Badgers seek to keep Illini winless in league play
The Illinois football program stood atop the Big Ten mountain two years ago this week, toting a No. 16 ranking as it prepared to play host to an unusually substandard Ohio State team. It was a showcase afternoon game, and an Illini victory would have helped cement the team as a major player on the national scene at 7-0, including three conference victories.
What has transpired since that game has proven to be nothing short of disastrous.
Illinois lost to Ohio State. Then Purdue. Then Penn State. Then Michigan, Wisconsin and Minnesota. The slide was so steep that head coach Ron Zook was fired before the Illini could back their way into a middling bowl game.
Tim Beckman took over as coach last season and couldn't pull Illinois out of the muck. The Illini lost every Big Ten game by an average score of 35-12.
Two years since that impressive start and Illinois still hasn't won a conference game. Illinois (3-2, 0-1) will attempt to snap a 15-game Big Ten losing skid at 7 p.m. Saturday against No. 25 Wisconsin (4-2, 2-1) at Memorial Stadium in Champaign.
Badgers wide receivers coach Chris Beatty has first-hand knowledge of the Illini's struggles. Last year, he served as the team's offensive coordinator under Beckman.
"It weighs on you," Beatty said. "You compete to win. You gameplan to win. That's why you work so hard and do all the things you do. Then it becomes one of those mindsets that, 'Oh, something bad is going to happen.'"
Beatty cited last year's Illinois-Wisconsin game in Camp Randall Stadium as a prime example of the team's inability to sustain excellence. During that game, the Illini trailed just 10-7 after three quarters. Then, running back Montee Ball scored a touchdown and Jared Abbrederis caught a 59-yard touchdown pass less than two minutes later, and the game was all but over. Illinois went on to lose 31-14.
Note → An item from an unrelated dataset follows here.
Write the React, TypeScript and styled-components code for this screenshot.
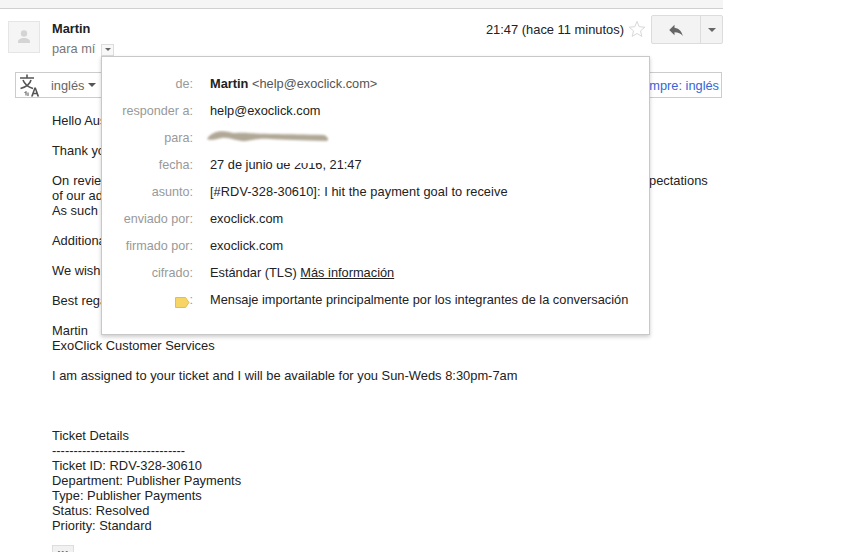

"We played a pretty good first three quarters and had our opportunities, miss a couple field goals, then the air comes out in the fourth quarter because you're expecting something bad to happen," Beatty said. "And that happens a lot when you're trying to rebuild and trying to get over the top, I guess. They've been like that for a minute. Let's hope one more week like that."
Beckman, who is now 0-9 in Big Ten play following Illinois' 39-19 loss to Nebraska in this year's conference opener, has avoided bringing up the winless subject.
"We really haven't talked a whole bunch about it," Beckman said. "We've been stressing the positives and the things that we're doing better this year. Of course, it's probably on everybody's mind."
The opportunities for Illinois to snag an elusive conference victory appear to be few and far between this season. Wisconsin is a 13-point favorite on Saturday, and Illinois then plays at home against Michigan State, followed by road games against Penn State and Indiana and a home game against Ohio State. Illinois closes the season at Purdue and then with a home game against Northwestern.
Games against Indiana and Purdue are likely the Illini's best chance to win. If not, Illinois will end the season with the second-longest losing streak in Big Ten history at 22 games. Three teams have lost 19 consecutive Big Ten games, while Northwestern holds the all-time record for futility at 38 games (1978-82).
Of course, none of these numbers mean squat to Wisconsin's players, who need a victory to put themselves on a potential path toward a BCS game.
"I don't think a whole lot of convincing has to go on," Badgers linebacker Chris Borland said. "I think our guys understand their talent is pretty evident on film. They always have great players. They can play with anyone. I know it hasn't come together for them in the past in the Big Ten, at least recently, but that doesn't matter. It's a night game on the road against a good team. It will be easy to get up for."
Borland noted the play of Illinois quarterback Nathan Scheelhaase, who is putting together a solid senior season. Scheelhasse has thrown for 1,297 yards with 12 touchdowns and four interceptions.
Last season, he threw for 1,361 yards with four touchdowns and eight picks the entire year. He also is staying in the pocket to find big gains much more this season rather than scrambling for a couple of yards.
Wisconsin counters with quarterback Joel Stave, who is quickly developing into one of the top signal callers in the Big Ten. Stave ranks fourth in the conference in passing yards per game (216.2) and fifth in passing efficiency. Much of his success is predicated on the Badgers' famed play-action game set up by the talent of running backs Melvin Gordon (145.0 yards per game) and James White (95.7 yards).
"We know that Wisconsin is a very physical offense," Beckman said. "We've got to be able to create some pressure on the run game because they definitely are a team that sets up the pass through the run. We're going to have to gang tackle and tackle in space better than we did against Nebraska."
If not, Illinois will tack on another game to an embarrassing conference losing streak.